In 2015 we looked at what I could change – was there something in my training programme that I could change?
We decided it was my diet and I enlisted a nutritionist’s help and I started to eat a lot more healthily.
I like to keep it as natural as possible, and I’m allergic to most things anyway. Milk is key for me and was important throughout the Olympic process. I have a pint after training and another before bed. I’ve performed better on my bike as a result and I feel better in myself as well and I honestly never thought I would.
But I still eat chocolate – I can’t give that up.
Hanging out with Elton
Since Rio, Jason and I have been invited to a number of events.
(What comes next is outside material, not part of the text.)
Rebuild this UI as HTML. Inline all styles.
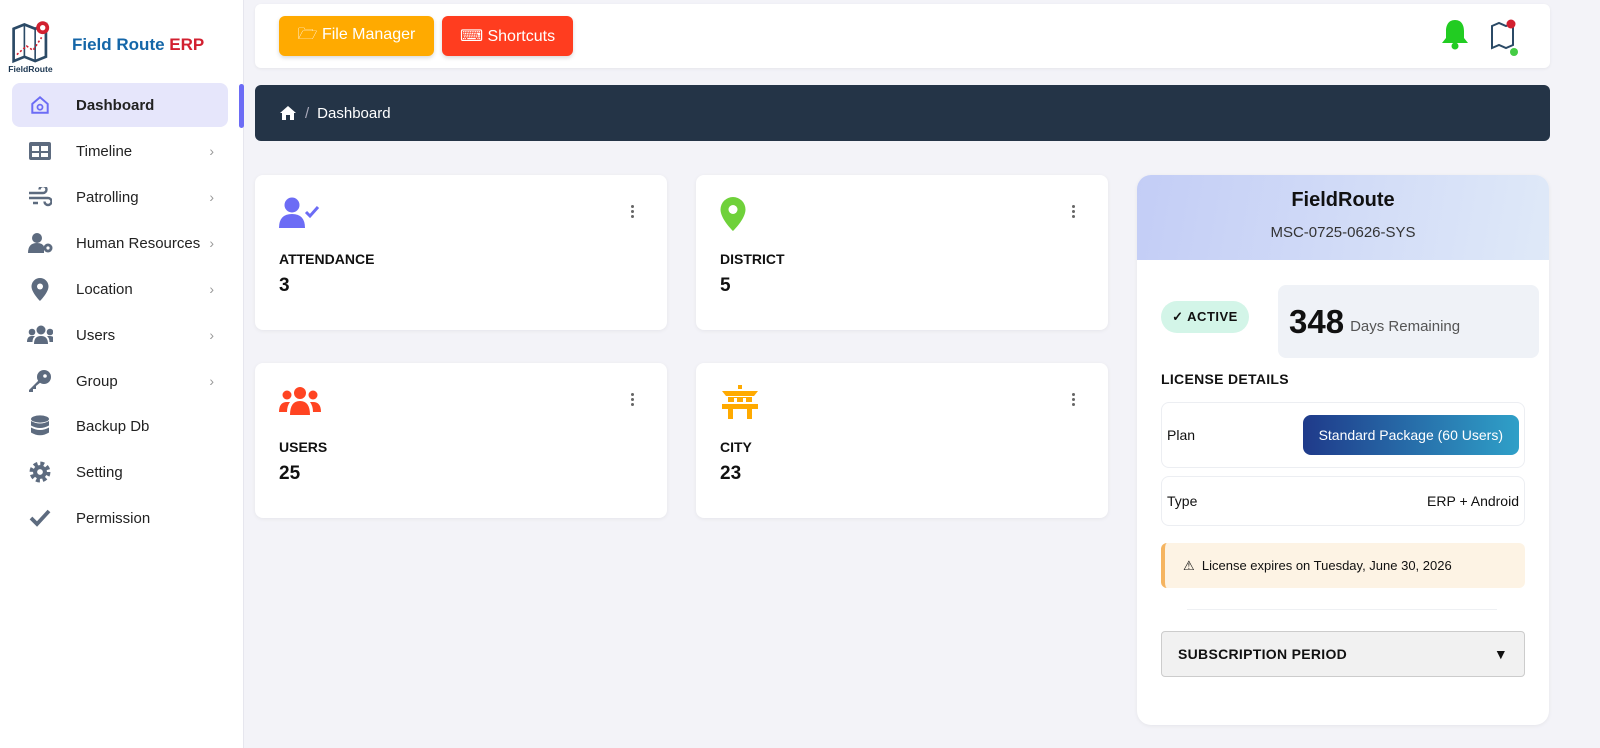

We’ve been on the Jonathan Ross Show – oh, and we got married!
But one of the most interesting invites has to be going to Elton John’s for lunch.
It was unbelievable. We walked into his dining room and it was incredible. It was a surreal moment because he’s a legend. I couldn’t believe it.
He was lovely. He introduced himself and, honestly, he was so normal. I felt like his accent was quite similar to mine, but a way posher version of me!
Laura Kenny was talking to BBC Sport’s Anna Thompson.